On Holy Thursday at the first Gospel we will hear, if you love me, keep my commandments, and, I have called you friends, not servants. Holy Wednesday is intrinsically about faithfulness and faithlessness. At Matins, we also heard: Great is his slothfulness, but from her—what great repentance! The Churches resonated last night with hymns that glorify a harlot and condemn the betrayer, the seemingly faithful disciple! The faithlessness displayed by Judas stemmed from a darkened heart, a heart that was steeped in confusion and jealousy. Though the harlot in her life indulged sensual pleasure, she overcame herself and her sinful passions; she realized that internally something was extremely disjointed, and she sought healing through repentance. She invested in Christ generously, having no thought for the funds spent. She poured out extremely valuable myrrh on his feet, worth a lifetime’s fortune. And the Church sings that she, for her generosity, received remission of sins and offenses. Beholding this, Judas said, Could not this myrrh be sold and the proceeds given to the poor? Thus he showed his lack of depth, his lack of sincerity, his lack of a complete, Christ-centered existence. For him, show and impressions where the things that mattered most, and not a genuine disposition. He did not understand Christ’s answer: She did this to prepare me for my burial. The poor you will always have with you, but you will not always have me with you.

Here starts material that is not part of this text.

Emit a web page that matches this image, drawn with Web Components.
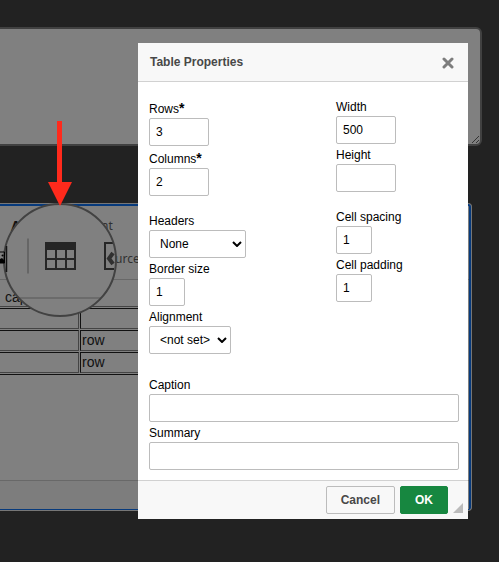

There are two things the woman did that we do not practice: The first is that she gave Christ her sincere repentance. Many confess a list of items, but there is no real, life-alternating repentance. We condition ourselves in our subconscious to believe that the sacrament of Confession is also available next week, and if I do something wrong, well, that’s okay since I am only human. I’ll just “repent” and go again. This is a psychological dependence, a psychological need to feel “forgiven” and cleansed while we do not actually engage in any practical repentance and change. It’s alright to confess weekly, so long as a genuine struggle is occurring. The second thing the woman practices is selfless giving: She poured out what was most valuable on Christ’s feet, to the bewilderment of all those present. Now, how many of us give selflessly to the Holy Church, for the needs of the Holy Temple, for the Temple’s adornment with beautiful flowers and arrangements on these sacred days? How many of us are spending time here and there, and funds here and there, all on ourselves, but for Christ: Here are five dollars for the flowers of the Epitaphios, and perhaps I will go hear a gospel or two on Holy Thursday, and maybe I can glimpse the Epitaphios going around on Holy Friday evening, and then light my candle at Pascha Midnight at Come Receive the Light, hear a “Christ is Risen” once or twice, and then I’ve done my part and played my role and I am a good Christian. Was this not our attitude all these years? We heard about these saving events in the Gospel, and in our subconscious, we associated ourselves with the sinful woman, with the Myrrhbearing women, and the other righteous ones; that is, we associated ourselves with the protagonists. Yet does not our innate behavior display our affiliation with the antagonists, with Judas, with the faithless disciples who scattered at the Passion, with Pilate, and with Herod?
This is Great and Holy Wednesday. And yet, many of us now, during these sacred days—when restrictions are in place both in Europe and here, in North America—will not have the opportunity to listen to a “Gospel or two” on Holy Thursday; we will not see Christ’s Epitaphios process on Holy Friday night, and we will not hear the priests singing, “Christ is Risen” triumphantly on the night of Pascha. Indeed, for many of us, it will be impossible to even commune of the sacred and Holy Mysteries. We should take the lesson to heart this time, for I fear darker days and seasons are ahead of us, and we are in sincere need of true faith—of the Orthodox Faith—and pure repentance, as displayed by the sinful woman whom the Holy Church commemorates today. Often, we have followed the example of Judas with our actions, but now let us flee from such unbecoming and cowardly conduct. For our sincerity and true repentance, perhaps the Lord will be merciful to us. When the Churches re-open and we are once again, God willing, able to attend the Divine Services of Holy Week in 2022, perhaps we will do so in utmost sincerity, paying close attention to the psalms and hymns and the readings; and furthermore, deeply internalizing Christ’s Passion and suffering that He endured for us. Let us sincerely pray to the Lord that He grant us the love of the sinful woman. This is a pure and Holy love, ready to sacrifice and to suffer. It is only with this pure love that we can participate in the Sublime Passion and Resurrection of our Lord and Savior in a profound and spiritual manner. It is only with this love that the words we sing on the Paschal night can truly resonate from hearts transfigured by the saving grace of holy repentance: O, Thy divine, beloved and Thy sweet voice, Thou hast truly promised that Thou wouldst be with us, until the end of Age, O Christ! Through His mercy and grace, may we pass the remaining time of these solemn days faithfully, and attain to the worship of His Holy Resurrection on Holy Pascha in purity of heart.